--- Start of DATASET ---

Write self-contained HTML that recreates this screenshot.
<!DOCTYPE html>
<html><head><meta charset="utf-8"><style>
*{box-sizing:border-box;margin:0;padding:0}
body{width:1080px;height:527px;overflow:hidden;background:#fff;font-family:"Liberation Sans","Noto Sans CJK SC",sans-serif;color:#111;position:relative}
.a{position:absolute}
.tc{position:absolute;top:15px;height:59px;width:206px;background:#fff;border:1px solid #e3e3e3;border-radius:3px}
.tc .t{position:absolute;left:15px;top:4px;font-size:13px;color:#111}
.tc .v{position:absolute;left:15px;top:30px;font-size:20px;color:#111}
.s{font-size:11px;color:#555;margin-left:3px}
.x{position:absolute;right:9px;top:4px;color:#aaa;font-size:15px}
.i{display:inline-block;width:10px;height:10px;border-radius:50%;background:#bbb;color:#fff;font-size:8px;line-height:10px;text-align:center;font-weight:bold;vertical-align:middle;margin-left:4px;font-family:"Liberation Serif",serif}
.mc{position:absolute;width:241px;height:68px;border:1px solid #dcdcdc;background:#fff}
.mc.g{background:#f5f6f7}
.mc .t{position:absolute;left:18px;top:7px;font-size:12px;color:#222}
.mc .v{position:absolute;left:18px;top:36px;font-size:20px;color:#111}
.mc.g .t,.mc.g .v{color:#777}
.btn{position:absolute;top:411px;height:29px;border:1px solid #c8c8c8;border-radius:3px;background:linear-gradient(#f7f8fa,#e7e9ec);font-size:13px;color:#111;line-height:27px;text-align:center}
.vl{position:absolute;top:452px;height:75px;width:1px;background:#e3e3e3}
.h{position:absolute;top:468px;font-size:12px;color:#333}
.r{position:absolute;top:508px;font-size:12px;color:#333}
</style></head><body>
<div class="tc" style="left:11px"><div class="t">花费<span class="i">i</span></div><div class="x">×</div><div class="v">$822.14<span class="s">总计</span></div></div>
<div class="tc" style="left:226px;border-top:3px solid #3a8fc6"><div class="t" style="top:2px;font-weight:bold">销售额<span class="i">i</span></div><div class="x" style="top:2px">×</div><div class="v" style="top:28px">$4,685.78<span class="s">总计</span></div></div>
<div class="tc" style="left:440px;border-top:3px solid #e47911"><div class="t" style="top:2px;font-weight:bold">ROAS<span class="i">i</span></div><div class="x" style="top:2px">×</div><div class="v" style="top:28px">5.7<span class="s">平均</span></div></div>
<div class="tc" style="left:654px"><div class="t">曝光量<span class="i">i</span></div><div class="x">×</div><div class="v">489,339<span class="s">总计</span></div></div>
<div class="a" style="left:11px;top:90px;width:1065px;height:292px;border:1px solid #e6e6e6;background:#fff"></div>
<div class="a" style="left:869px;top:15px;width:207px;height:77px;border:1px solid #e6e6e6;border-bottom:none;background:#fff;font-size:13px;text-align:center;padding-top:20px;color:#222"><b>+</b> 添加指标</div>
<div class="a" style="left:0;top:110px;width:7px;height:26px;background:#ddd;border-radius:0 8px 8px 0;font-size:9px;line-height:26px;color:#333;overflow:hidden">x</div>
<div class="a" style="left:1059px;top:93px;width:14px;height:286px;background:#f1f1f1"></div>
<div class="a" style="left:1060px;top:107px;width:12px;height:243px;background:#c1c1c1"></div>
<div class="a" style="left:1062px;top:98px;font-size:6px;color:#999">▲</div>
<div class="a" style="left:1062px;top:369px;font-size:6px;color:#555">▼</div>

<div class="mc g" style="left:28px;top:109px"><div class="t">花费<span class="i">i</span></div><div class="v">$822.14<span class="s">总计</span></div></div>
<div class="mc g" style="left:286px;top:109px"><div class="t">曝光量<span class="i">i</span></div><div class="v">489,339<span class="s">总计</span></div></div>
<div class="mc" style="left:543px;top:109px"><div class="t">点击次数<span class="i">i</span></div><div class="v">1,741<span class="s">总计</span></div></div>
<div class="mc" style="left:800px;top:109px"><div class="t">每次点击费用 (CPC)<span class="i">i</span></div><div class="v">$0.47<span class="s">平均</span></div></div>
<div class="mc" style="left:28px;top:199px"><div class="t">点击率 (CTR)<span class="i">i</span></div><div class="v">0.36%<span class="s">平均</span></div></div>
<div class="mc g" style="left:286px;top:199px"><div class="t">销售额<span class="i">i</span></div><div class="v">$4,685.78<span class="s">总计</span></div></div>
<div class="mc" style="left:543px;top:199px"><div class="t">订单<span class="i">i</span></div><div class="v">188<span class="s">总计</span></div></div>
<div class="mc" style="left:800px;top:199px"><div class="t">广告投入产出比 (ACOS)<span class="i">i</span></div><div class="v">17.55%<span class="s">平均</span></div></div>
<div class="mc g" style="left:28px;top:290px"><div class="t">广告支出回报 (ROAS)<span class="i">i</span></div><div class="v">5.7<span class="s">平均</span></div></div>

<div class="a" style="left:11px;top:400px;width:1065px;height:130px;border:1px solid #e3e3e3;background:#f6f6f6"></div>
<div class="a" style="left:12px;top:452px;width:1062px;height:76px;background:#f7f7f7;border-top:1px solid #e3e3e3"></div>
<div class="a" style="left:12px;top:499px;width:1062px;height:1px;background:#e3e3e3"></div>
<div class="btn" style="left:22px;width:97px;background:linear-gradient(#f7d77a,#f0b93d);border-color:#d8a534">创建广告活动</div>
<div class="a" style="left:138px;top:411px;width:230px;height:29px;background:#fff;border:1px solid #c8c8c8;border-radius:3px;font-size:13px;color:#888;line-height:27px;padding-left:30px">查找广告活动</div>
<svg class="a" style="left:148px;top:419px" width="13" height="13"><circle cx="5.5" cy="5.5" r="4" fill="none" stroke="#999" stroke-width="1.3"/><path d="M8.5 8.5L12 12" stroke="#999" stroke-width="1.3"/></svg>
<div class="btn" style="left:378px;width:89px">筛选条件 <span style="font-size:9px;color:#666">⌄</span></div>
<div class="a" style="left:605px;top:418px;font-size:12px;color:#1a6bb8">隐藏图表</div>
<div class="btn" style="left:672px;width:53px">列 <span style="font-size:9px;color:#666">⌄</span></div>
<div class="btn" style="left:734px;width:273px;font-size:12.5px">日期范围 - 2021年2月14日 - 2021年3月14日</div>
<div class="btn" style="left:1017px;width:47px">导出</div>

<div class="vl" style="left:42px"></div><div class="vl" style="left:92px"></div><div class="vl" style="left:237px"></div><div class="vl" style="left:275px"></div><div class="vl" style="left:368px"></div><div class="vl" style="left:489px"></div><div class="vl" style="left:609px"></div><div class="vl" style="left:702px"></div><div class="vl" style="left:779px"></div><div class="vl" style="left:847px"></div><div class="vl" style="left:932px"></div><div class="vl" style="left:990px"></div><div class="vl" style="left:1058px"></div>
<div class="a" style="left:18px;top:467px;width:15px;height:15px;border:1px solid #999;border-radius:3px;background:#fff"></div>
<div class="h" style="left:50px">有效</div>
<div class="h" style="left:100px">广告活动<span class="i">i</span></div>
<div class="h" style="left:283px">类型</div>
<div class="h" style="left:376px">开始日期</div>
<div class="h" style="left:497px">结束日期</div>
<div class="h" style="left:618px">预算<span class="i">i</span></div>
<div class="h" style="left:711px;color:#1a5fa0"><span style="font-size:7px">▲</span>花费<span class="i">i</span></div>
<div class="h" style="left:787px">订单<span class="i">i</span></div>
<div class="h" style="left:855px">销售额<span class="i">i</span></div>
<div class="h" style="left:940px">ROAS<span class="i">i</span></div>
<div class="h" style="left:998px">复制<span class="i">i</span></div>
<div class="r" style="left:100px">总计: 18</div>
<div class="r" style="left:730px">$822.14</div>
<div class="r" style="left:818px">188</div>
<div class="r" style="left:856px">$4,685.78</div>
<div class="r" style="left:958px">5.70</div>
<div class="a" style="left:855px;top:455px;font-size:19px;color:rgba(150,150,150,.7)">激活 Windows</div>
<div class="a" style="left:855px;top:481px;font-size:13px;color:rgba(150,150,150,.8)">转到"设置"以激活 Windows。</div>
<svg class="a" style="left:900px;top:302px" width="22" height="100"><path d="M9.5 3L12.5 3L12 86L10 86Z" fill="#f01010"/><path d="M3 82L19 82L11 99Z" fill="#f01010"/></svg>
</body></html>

--- End of DATASET ---
--- Start of DATASET ---

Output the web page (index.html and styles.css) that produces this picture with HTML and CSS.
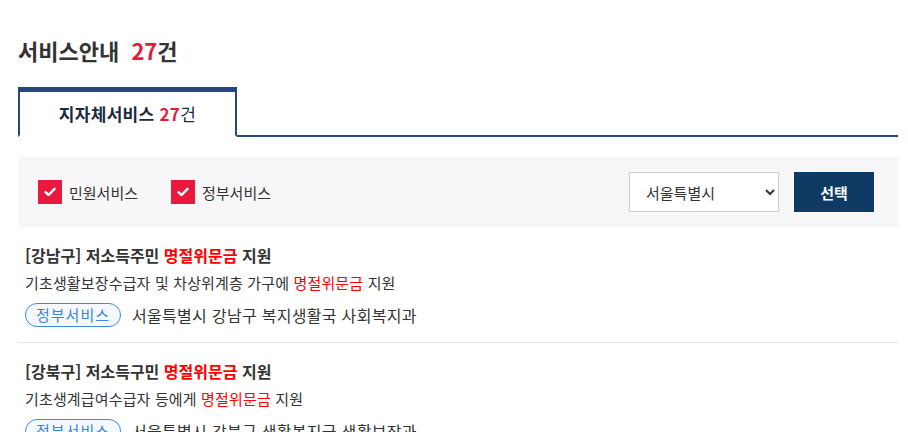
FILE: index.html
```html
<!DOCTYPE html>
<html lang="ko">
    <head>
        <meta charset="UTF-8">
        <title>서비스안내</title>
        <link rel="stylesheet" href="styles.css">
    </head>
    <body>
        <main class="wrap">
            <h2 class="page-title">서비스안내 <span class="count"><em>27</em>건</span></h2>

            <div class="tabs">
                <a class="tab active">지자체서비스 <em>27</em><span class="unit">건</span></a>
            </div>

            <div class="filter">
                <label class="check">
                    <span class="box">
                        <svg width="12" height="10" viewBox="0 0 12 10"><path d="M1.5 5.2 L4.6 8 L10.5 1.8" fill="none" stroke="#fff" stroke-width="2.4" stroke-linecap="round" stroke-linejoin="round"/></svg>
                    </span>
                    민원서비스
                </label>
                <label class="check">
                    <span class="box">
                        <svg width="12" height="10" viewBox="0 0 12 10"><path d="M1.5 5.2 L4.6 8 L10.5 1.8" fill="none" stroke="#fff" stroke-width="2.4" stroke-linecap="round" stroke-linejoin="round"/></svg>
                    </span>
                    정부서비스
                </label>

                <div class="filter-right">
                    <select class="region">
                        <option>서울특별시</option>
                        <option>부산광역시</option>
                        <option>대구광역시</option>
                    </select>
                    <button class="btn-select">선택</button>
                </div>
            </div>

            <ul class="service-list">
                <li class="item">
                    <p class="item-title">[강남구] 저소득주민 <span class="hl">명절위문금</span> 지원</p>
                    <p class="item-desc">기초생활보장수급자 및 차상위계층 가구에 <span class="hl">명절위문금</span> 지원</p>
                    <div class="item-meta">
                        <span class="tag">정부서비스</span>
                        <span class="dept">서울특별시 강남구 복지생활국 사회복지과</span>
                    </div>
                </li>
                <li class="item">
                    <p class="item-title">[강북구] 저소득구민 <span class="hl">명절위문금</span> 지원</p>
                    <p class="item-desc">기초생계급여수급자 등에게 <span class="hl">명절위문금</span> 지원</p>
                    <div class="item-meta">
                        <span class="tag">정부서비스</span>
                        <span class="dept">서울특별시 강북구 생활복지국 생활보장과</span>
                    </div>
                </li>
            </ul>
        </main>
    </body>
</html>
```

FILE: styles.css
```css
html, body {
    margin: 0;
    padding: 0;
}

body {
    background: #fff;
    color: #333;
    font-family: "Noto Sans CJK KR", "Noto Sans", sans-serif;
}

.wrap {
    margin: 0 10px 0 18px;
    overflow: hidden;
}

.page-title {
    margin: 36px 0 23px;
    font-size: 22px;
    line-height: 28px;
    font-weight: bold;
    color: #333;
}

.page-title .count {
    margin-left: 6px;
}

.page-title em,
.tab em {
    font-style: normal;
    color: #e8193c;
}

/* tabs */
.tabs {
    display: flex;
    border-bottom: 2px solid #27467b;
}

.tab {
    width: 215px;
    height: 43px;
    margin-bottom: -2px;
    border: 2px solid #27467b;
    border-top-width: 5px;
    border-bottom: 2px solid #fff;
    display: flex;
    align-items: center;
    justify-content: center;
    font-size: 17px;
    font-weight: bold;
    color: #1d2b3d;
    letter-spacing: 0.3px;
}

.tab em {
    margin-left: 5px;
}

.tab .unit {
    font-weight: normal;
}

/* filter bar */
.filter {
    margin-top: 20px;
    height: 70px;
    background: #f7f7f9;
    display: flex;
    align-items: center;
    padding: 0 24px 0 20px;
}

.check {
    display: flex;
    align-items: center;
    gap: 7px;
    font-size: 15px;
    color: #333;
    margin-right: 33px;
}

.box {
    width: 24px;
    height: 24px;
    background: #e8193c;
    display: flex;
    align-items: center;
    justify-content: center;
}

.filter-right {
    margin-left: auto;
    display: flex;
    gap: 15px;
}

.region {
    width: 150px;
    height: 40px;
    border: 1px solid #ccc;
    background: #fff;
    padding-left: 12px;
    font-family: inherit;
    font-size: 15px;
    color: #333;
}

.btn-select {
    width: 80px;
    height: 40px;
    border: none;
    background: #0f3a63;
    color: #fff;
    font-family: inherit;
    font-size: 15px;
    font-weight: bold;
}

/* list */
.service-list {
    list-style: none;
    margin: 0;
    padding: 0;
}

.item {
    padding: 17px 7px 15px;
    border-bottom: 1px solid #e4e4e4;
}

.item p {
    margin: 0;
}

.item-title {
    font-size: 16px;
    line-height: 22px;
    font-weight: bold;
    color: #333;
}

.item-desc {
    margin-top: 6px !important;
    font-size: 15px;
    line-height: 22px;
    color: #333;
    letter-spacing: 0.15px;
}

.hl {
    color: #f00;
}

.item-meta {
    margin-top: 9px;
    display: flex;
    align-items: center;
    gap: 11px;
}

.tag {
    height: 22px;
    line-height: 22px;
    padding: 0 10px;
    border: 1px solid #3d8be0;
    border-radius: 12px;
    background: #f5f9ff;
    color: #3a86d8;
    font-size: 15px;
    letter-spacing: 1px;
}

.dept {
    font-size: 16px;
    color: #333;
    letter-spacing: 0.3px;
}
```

--- End of DATASET ---
--- Start of DATASET ---

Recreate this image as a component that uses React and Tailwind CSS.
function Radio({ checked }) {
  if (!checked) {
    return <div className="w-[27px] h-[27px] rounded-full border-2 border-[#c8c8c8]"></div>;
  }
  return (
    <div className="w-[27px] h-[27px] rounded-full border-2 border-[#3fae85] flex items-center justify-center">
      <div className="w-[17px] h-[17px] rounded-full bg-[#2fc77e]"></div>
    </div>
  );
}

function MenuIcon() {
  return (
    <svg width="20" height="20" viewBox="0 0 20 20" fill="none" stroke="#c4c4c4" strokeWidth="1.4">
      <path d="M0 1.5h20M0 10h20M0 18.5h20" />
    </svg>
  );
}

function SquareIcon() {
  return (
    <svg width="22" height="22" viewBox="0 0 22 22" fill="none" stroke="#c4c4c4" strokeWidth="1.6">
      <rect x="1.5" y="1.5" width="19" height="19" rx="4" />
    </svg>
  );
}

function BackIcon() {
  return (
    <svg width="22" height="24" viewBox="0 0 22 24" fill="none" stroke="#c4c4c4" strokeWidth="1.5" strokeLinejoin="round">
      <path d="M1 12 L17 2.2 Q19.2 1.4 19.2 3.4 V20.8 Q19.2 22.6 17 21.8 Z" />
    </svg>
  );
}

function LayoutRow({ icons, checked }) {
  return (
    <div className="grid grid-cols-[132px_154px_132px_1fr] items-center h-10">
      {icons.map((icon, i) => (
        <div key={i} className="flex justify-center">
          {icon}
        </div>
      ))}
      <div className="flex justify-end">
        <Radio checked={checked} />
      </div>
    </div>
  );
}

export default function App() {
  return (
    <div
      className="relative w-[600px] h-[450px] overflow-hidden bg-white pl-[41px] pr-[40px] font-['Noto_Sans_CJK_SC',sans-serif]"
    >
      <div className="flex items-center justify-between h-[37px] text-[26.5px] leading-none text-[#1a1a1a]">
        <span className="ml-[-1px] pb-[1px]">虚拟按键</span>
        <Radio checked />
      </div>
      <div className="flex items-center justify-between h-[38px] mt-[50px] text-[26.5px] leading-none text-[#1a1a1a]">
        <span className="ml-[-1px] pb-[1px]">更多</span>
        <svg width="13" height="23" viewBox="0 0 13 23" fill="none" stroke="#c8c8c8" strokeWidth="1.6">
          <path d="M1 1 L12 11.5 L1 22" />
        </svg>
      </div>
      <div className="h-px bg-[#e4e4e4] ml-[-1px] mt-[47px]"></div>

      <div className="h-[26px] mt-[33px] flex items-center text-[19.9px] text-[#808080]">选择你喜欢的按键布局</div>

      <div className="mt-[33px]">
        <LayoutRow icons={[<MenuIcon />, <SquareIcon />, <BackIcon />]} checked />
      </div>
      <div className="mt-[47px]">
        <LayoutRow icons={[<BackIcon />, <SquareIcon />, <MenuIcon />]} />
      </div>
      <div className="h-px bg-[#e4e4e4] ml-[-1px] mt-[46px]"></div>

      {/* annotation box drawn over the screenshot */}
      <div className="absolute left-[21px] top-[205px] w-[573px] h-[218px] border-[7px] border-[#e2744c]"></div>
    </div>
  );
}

--- End of DATASET ---

Extract from the data every line where "index" shows up.

Output the web page (index.html and styles.css) that produces this picture with HTML and CSS.
FILE: index.html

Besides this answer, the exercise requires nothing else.